"Minutes turn to days/ Years just melt away"
"The past is over every day"

John Hiatt "My Baby Blue" and "Fly Back Home"

Beneath this Gruff Exterior (2003) is John Hiatt's 17th album, and the first in which he shares top billing with his long-time band the Goners. Listening to the lyrics and their sentiments it seems that this is a 50 year-old's mid life crisis record. It's full of references to "time melting away" and bad karma. The record works because it's feeling plays well with Hiatt, who I always compared to Warren Zevon - the difference being that Zevon sustains his melancholy and wry wit while Hiatt only goes to it on some of his songs.

So other than the references to time flying by, how is this Hiatt's midlife crisis album? Well, for one there is an ode to his dog, "My Dog and Me" (which is the weakest song on the record in my opinion) there is a song talking about a stale marriage, "The Most Unoriginal Sin" and secondly, in comparison to his previous album The Tiki Bar is Open this new work is deeply ponderous.

But all of this introspection works well for Hiatt whose gritty baritone fits the lyrics well, and in the best songs complements Sonny Landreth's light and freewheeling slide guitar.

The first single "My Baby Blue", which certainly has the catchiest hook, has Landreth riffing on top of Hiatt's rhythm guitar as he sings:

We discovered love
In the basements of
Some of my best friends
I've never seen again.
Then calling out longingly in the chorus:
My Baby Blue, my baby blue
I keep calling to you.
My baby blue
In another of the better songs on the record - "Circle Back" - Hiatt calls out not to a past love but to the world in general in his despair that his daughter is leaving home.
Well its 99 in Topeka
The wind is blowin' hot
Blowin though my oldest daughter's hair
With everything else I forgot

I dove her out to college
Drove back though an empty space
Thinkin' back to when she was a baby
Tryin' hard to see to see that face

Finally after reminiscing about past loves, Hiatt is left to assess where he is in the world and how it is swirling around him. What does he find? A world rapidly changing, and not for the better.
Saw a red tailed hawk eatin' road kill
Said "Man, what happened to your dignity?
He said, "Subdivisions have taken my home
And there's no more prey to eat."
I said "Where we gonna live?"
He said, "Anywhere you want to I guess."
Later, Hiatt comes into contact with a snake that leaves him with the same feelings of dread.
There was a rattlesnake up on the road
I ran him over and over 'til he died
Then his ghost rose up
And curled around this fear I hold inside.

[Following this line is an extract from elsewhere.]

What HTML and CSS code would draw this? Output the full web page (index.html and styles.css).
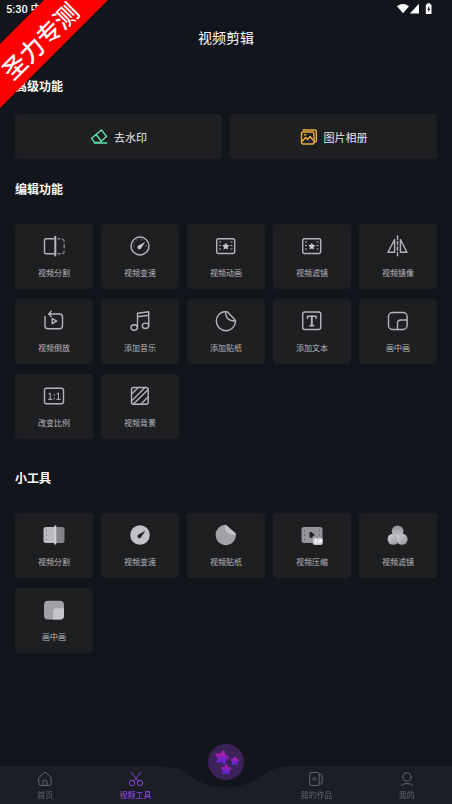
FILE: index.html
```html
<!DOCTYPE html>
<html lang="zh-CN">
<head>
<meta charset="utf-8">
<meta name="viewport" content="width=device-width, initial-scale=1">
<title>视频剪辑</title>
<link rel="stylesheet" href="styles.css">
</head>
<body>
<div class="status">
  <span>5:30 中</span>
  <svg class="status-icons" viewBox="0 0 36 12" aria-hidden="true">
    <path fill="#fff" d="M0 3.2Q6 -1.2 12 3.2L6 10.3Z M22 .8V10.6H12.8Z M28.800 1.400h1.500V.2h2.700v1.200h1.500v9.600h-5.700z"/>
    <path fill="#12151c" d="M32.200 3l-2 3.500h1.200v2.800l2-3.600h-1.200z"/>
  </svg>
</div>
<div class="ribbon"><span>圣力专测</span></div>
<header class="title"><h1>视频剪辑</h1></header>

<main>
  <section class="group">
    <h2>高级功能</h2>
    <div class="features">
      <button class="feature" type="button">
        <svg viewBox="0 0 18 18" class="line mint"><path d="M1.500 10.200L11.500 2l5 6.400-6.800 6H4.500zM6.200 6.800l5.300 6.400M4.500 15h12.300"/></svg>
        <span>去水印</span>
      </button>
      <button class="feature" type="button">
        <svg viewBox="0 0 18 18" class="line gold"><rect x="1.500" y="4" width="12.500" height="12" rx="1.500"/><path d="M3 2h12q1.300 0 1.300 1.300v10l-1.800 1M2.500 13l3.200-3.500 2 2 2.300-3 3.500 4M4.500 6.700h1.300"/></svg>
        <span>图片相册</span>
      </button>
    </div>
  </section>

  <section class="group">
    <h2>编辑功能</h2>
    <div class="tiles">
      <button class="tile" type="button">
        <svg viewBox="0 0 24 24" class="line"><path d="M12 4.700H4Q2.500 4.700 2.500 6.200v12.100q0 1.500 1.500 1.500h8"/><path class="heavy" d="M13.300 2.800v18.700"/><path class="faint" d="M16 4.700h2M20.500 5.200q1.700.4 1.700 2M22.200 10.500v3.300M22.200 17.300q0 2-1.700 2.300M16 19.800h2"/></svg>
        <span>视频分割</span>
      </button>
      <button class="tile" type="button">
        <svg viewBox="0 0 24 24" class="line"><circle cx="12" cy="12" r="9"/><path class="tick" d="M5.800 8.500l.7.4M9 5.500l.3.800M13.500 5.200v.8M5.300 12h.8M18 12h.8"/><path class="fill" d="M17.300 7.700l-4 6.300a2 2 0 1 1-2.600-2.600z"/></svg>
        <span>视频变速</span>
      </button>
      <button class="tile" type="button">
        <svg viewBox="0 0 24 24" class="line"><rect x="2.700" y="4.700" width="18" height="14.800" rx="2"/><path class="perf" d="M6 7.500v10M17.500 7.500v10"/><path class="fill" d="M11.800 8.700l1.200 2.100 2.400.4-1.700 1.800.3 2.400-2.200-1-2.200 1 .3-2.400-1.700-1.800 2.400-.4z"/></svg>
        <span>视频动画</span>
      </button>
      <button class="tile" type="button">
        <svg viewBox="0 0 24 24" class="line"><rect x="2.700" y="4.700" width="18" height="14.800" rx="2"/><path class="perf" d="M6 7.500v10M17.500 7.500v10"/><path class="fill" d="M11.800 8.700l1.200 2.100 2.400.4-1.700 1.800.3 2.400-2.200-1-2.200 1 .3-2.400-1.700-1.800 2.400-.4z"/></svg>
        <span>视频滤镜</span>
      </button>
      <button class="tile" type="button">
        <svg viewBox="0 0 24 24" class="line"><path d="M8.600 5.500v12.800H2zM14.400 5.500v12.800H21z"/><path d="M11.500 2v3.200M11.500 7.500v3.200M11.500 13v3.200M11.500 18.500v3.300"/></svg>
        <span>视频镜像</span>
      </button>
      <button class="tile" type="button">
        <svg viewBox="0 0 24 24" class="line"><path d="M3 7.500v9.300q0 3 3 3h11.500q3 0 3-3V8q0-3-3-3H7.200M9.300 2.300L6.700 5l2.600 2.600"/><path d="M10.200 9.700v5l4.500-2.500z"/></svg>
        <span>视频倒放</span>
      </button>
      <button class="tile" type="button">
        <svg viewBox="0 0 24 24" class="line"><ellipse cx="6.200" cy="18.500" rx="3.200" ry="2.700"/><ellipse cx="17.500" cy="16.800" rx="3.200" ry="2.700"/><path d="M9.500 18.500V4.300L20.700 2.800v14M9.500 7.700l11.200-1.500"/></svg>
        <span>添加音乐</span>
      </button>
      <button class="tile" type="button">
        <svg viewBox="0 0 24 24" class="line"><path d="M11.800 2.500a9.600 9.600 0 1 0 9.700 9.800q-.1-1-.8-1.700L13.800 3.300q-.8-.8-2-.8zM11.800 2.500q-.8 9.800 9.700 9.500"/></svg>
        <span>添加贴纸</span>
      </button>
      <button class="tile" type="button">
        <svg viewBox="0 0 24 24" class="line"><rect x="2.700" y="3" width="18" height="17.500" rx="2"/><path d="M7.500 9.500V7.200h8.600v2.300"/><path class="heavy" d="M11.800 7.500v9"/><path d="M9.800 16.700h4"/></svg>
        <span>添加文本</span>
      </button>
      <button class="tile" type="button">
        <svg viewBox="0 0 24 24" class="line"><rect x="2.500" y="3.500" width="18.600" height="17" rx="4"/><path d="M11.500 20.500v-6.200q0-3.300 3.300-3.300h6.300"/></svg>
        <span>画中画</span>
      </button>
      <button class="tile" type="button">
        <svg viewBox="0 0 24 24" class="line"><rect x="2.500" y="4.300" width="19" height="15.500" rx="2"/><path class="thin" d="M6.700 9.700l1.500-.7v6.300M6.500 15.300h3.500M15 9.700l1.500-.7v6.300M14.800 15.300h3.500M12.200 10.400v1M12.200 14v1"/></svg>
        <span>改变比例</span>
      </button>
      <button class="tile" type="button">
        <svg viewBox="0 0 24 24" class="line"><rect x="3.500" y="3.500" width="16.700" height="16.700" rx="2"/><path d="M3.700 10l6.300-6.300M4 16.500L16.500 4M5.500 20L20 5.700M13 20l7-7"/></svg>
        <span>视频背景</span>
      </button>
    </div>
  </section>

  <section class="group">
    <h2>小工具</h2>
    <div class="tiles">
      <button class="tile" type="button">
        <svg viewBox="0 0 24 24"><path fill="#bbbcc2" d="M4 4h9v16H4q-2.500 0-2.500-2.500v-11Q1.500 4 4 4z"/><path fill="#85868c" d="M14 4h6q2.500 0 2.500 2.500v11Q22.500 20 20 20h-6z"/><path fill="#d0d1d6" d="M12.300 2.500h2v19h-2z"/><path stroke="#77787e" stroke-dasharray="1.500 3" d="M4.500 6.800v11M19.800 6.800v11"/></svg>
        <span>视频分割</span>
      </button>
      <button class="tile" type="button">
        <svg viewBox="0 0 24 24"><circle cx="12" cy="12" r="9.800" fill="#c1c2c7"/><path fill="#202124" d="M17.300 7.700l-4 6.300a2 2 0 1 1-2.600-2.600z"/></svg>
        <span>视频变速</span>
      </button>
      <button class="tile" type="button">
        <svg viewBox="0 0 24 24"><path fill="#a1a2a8" d="M11 1.800a10.200 10.200 0 1 0 11 9.500z"/><path fill="#c1c2c8" d="M11 1.800q1.200 0 1.800.6l8.600 7.600q.6.600.5 1.700Q10 13.500 11 1.800z"/></svg>
        <span>视频贴纸</span>
      </button>
      <button class="tile" type="button">
        <svg viewBox="0 0 24 24"><rect x="1.500" y="4" width="21" height="16" rx="2.500" fill="#94959b"/><path stroke="#5e5f65" stroke-dasharray="1.500 3" d="M4.500 6.800v11M19.500 6.800v6"/><path fill="#202124" d="M9.500 9.300l2-.3 3.300 2.700-3.300 3.200-2-.4z"/><rect x="12.800" y="15" width="10" height="7" rx="2" fill="#c6c7cd"/><path fill="none" stroke="#fff" d="M14.500 16.800h2.200l-2 3.200h2.200M18.300 16.500v4M20 20.500v-3.800h1.600v2H20"/></svg>
        <span>视频压缩</span>
      </button>
      <button class="tile" type="button">
        <svg viewBox="0 0 24 24"><defs><linearGradient id="shade" x1="0" y1="0" x2="1" y2="1"><stop offset="0" stop-color="#d0d1d6"/><stop offset="1" stop-color="#94959b"/></linearGradient><linearGradient id="drop" x1="0" y1="0" x2="0" y2="1"><stop offset="0" stop-color="#909197"/><stop offset="1" stop-color="#c4c5ca"/></linearGradient></defs><circle cx="7.200" cy="16.200" r="5.600" fill="url(#shade)"/><circle cx="16" cy="16.200" r="5.600" fill="url(#shade)"/><circle cx="11.600" cy="8.200" r="5.800" fill="url(#drop)"/></svg>
        <span>视频滤镜</span>
      </button>
      <button class="tile" type="button">
        <svg viewBox="0 0 24 24"><rect x="2" y="2.800" width="20" height="18.800" rx="4" fill="#a0a1a6"/><path fill="#c4c5cb" d="M11 21.600v-8.300q0-3 3-3h8v7.300q0 4-4 4z"/></svg>
        <span>画中画</span>
      </button>
    </div>
  </section>
</main>

<nav class="nav" aria-label="主导航">
  <div class="nav-back" aria-hidden="true">
    <i></i>
    <svg viewBox="0 0 144 38"><path d="M0 0C30 0 34 9 46 15.500Q58 21.500 72 21.500T98 15.500C110 9 114 0 144 0V38H0z"/></svg>
    <i></i>
  </div>
  <a class="nav-item" href="#home">
    <svg viewBox="0 0 16 16"><path d="M1.800 6.700L6.500 2.200q1.500-1.400 3 0l4.700 4.500v5.800q0 2-2 2H3.800q-2 0-2-2zM6 14.300v-4q0-1 1-1h2q1 0 1 1v4"/></svg>
    <span>首页</span>
  </a>
  <a class="nav-item active" href="#tools" aria-current="page">
    <svg viewBox="0 0 16 16"><circle cx="4" cy="12" r="2.700"/><circle cx="12" cy="12" r="2.700"/><path d="M3 1.200l7.300 8.900M13 1.200L5.700 10.100"/></svg>
    <span>视频工具</span>
  </a>
  <a class="fab" href="#create" aria-label="创作">
    <svg viewBox="0 0 36 36"><defs><linearGradient id="glow" x1="0" y1="0" x2="0" y2="1"><stop offset="0" stop-color="#b41da5"/><stop offset="1" stop-color="#5726d2"/></linearGradient></defs>
      <g fill="url(#glow)" stroke="url(#glow)" stroke-width="2" stroke-linejoin="round"><path d="M15.500 7.500l1.100 4.200 3.900 1.500-3.400 2.200-.2 4.300-3.500-2.800-4 1.200 1.500-4-2.600-3.500 4.300-.1z"/><path d="M27 13.500l1 2.200 2.300.4-1.700 1.600.3 2.300-2-1.100-2.200 1 .5-2.300-1.500-1.700 2.300-.3z"/><path d="M18.300 21.300l1.100 2.700 3 .5-2.200 2 .4 3-2.600-1.500-2.800 1.300.7-3-2-2.200 3-.3z"/></g></svg>
  </a>
  <a class="nav-item" href="#works">
    <svg viewBox="0 0 16 16"><rect x="1.700" y="1.500" width="9.500" height="13" rx="1.500"/><path d="M11.300 3.300h1.500q1.400 0 1.400 1.400v6.800q0 1.500-1.400 1.500h-1.500M6.500 6.200L8.200 8 6.500 9.800 4.800 8z"/></svg>
    <span>我的作品</span>
  </a>
  <a class="nav-item" href="#me">
    <svg viewBox="0 0 16 16"><circle cx="8" cy="6" r="4.200"/><path d="M2.500 14.500Q4 12.500 8 12.500t5.500 2"/></svg>
    <span>我的</span>
  </a>
</nav>
</body>
</html>
```
FILE: styles.css
```css
* { box-sizing: border-box; }

body {
  margin: 0;
  min-height: 100vh;
  padding-bottom: 64px;
  background: #12151c;
  color: #fff;
  font-family: Roboto, "Noto Sans CJK SC", sans-serif;
}

h1, h2 { margin: 0; }
a { text-decoration: none; }
button { border: 0; padding: 0; font: inherit; cursor: pointer; }

.status {
  display: flex;
  justify-content: space-between;
  align-items: center;
  height: 18px;
  padding: 0 19px 0 6px;
  font-size: 11px;
  font-weight: 500;
  line-height: 16px;
}
.status span { padding-top: 2px; }
.status-icons { width: 36px; height: 12px; }

.ribbon {
  position: absolute;
  top: 0;
  left: 0;
  display: grid;
  place-content: center;
  width: 108px;
  height: 108px;
  padding: 0 26px 24px 0;
  background: #fe0000;
  clip-path: polygon(44px 0, 100% 0, 0 100%, 0 44px);
}
.ribbon span {
  font-size: 24px;
  font-weight: 500;
  line-height: 24px;
  white-space: nowrap;
  transform: rotate(-45deg);
}

.title {
  display: grid;
  place-items: center;
  height: 40px;
}
.title h1 { font-size: 14px; font-weight: 400; line-height: 20px; }

main { padding: 19px 15px 0; }
.group h2 {
  font-size: 12px;
  font-weight: 700;
  line-height: 20px;
}

.features {
  display: grid;
  grid-template-columns: 1fr 1fr;
  gap: 8px;
  margin: 17px 0 21px;
}
.feature {
  display: flex;
  align-items: center;
  justify-content: center;
  gap: 6px;
  height: 45px;
  border-radius: 4px;
  background: #1e1f21;
  color: #e8e8ea;
  font-size: 11px;
}
.feature svg { width: 18px; height: 18px; }

.tiles {
  display: grid;
  grid-template-columns: repeat(5, 1fr);
  gap: 10px 8px;
  margin: 24px 0 30px;
}
.tile {
  display: flex;
  flex-direction: column;
  align-items: center;
  gap: 10px;
  height: 65px;
  padding-top: 10px;
  border-radius: 4px;
  background: #1e1f21;
  color: #b9babf;
  font-size: 8px;
  line-height: 12px;
}
.tile svg { width: 24px; height: 24px; }

.line {
  fill: none;
  stroke: #b4b5bb;
  stroke-width: 1.4;
  stroke-linecap: round;
  stroke-linejoin: round;
}
.line .heavy { stroke-width: 2; }
.line .thin { stroke-width: 1; }
.line .tick { stroke: #77787d; stroke-width: 1; }
.line .faint { stroke: #85868b; }
.line .fill { fill: #c4c5ca; stroke: none; }
.line .perf { stroke-linecap: butt; stroke-dasharray: 1 2.5; stroke-width: 2; }
.mint { stroke: #62e2ad; }
.gold { stroke: #e9b040; }

.nav {
  position: fixed;
  right: 0;
  bottom: 0;
  left: 0;
  display: grid;
  grid-template-columns: repeat(5, 1fr);
  height: 38px;
}
.nav-back {
  position: absolute;
  inset: 0;
  z-index: -1;
  display: flex;
}
.nav-back i { flex: 1; background: #1c1e26; }
.nav-back svg { width: 144px; height: 38px; fill: #1c1e26; }
.nav-item {
  display: flex;
  flex-direction: column;
  align-items: center;
  gap: 3px;
  padding-top: 5px;
  color: #666770;
  font-size: 8px;
  line-height: 12px;
}
.nav-item svg {
  width: 16px;
  height: 16px;
  fill: none;
  stroke: currentColor;
  stroke-linecap: round;
  stroke-linejoin: round;
}
.nav-item.active { color: #8645d6; font-weight: 500; }
.fab {
  justify-self: center;
  width: 36px;
  height: 36px;
  margin-top: -22px;
  border-radius: 50%;
  background: #3b2359;
}
.fab svg { display: block; width: 36px; height: 36px; }
```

As I sat there in my instrument of death
I had to think what I was doin'
I had to think just to draw another breath

Perhaps I am reading too much into these words but I think Hiatt is both the hawk, which no longer has a home and is later the person who killed the snake. He feels out of control in the world that is changing - and then later indicts himself for making the changes that leave him so unsettled.

Now that I have unraveled the meaning in some of these songs (I think) I should point out to the reader who may doubt that this is an enjoyable record to listen to - it is. As I mentioned above, Hiatt's voice is deep and interesting to listen to, and the musicianship of his band the Goners is excellent - particularly Sonny Landreth's virtuoso guitar work which is inspired. (Landreth is a great solo artist in his own right and I suggest for anyone interested in cajun- zydeco music to look for his albums particularly Levee Town.) If you are interested in a solid bluesy, roots rock/Americana album that tackles the subject of the deep-seated unease that develops as you get older, you will like this album a lot.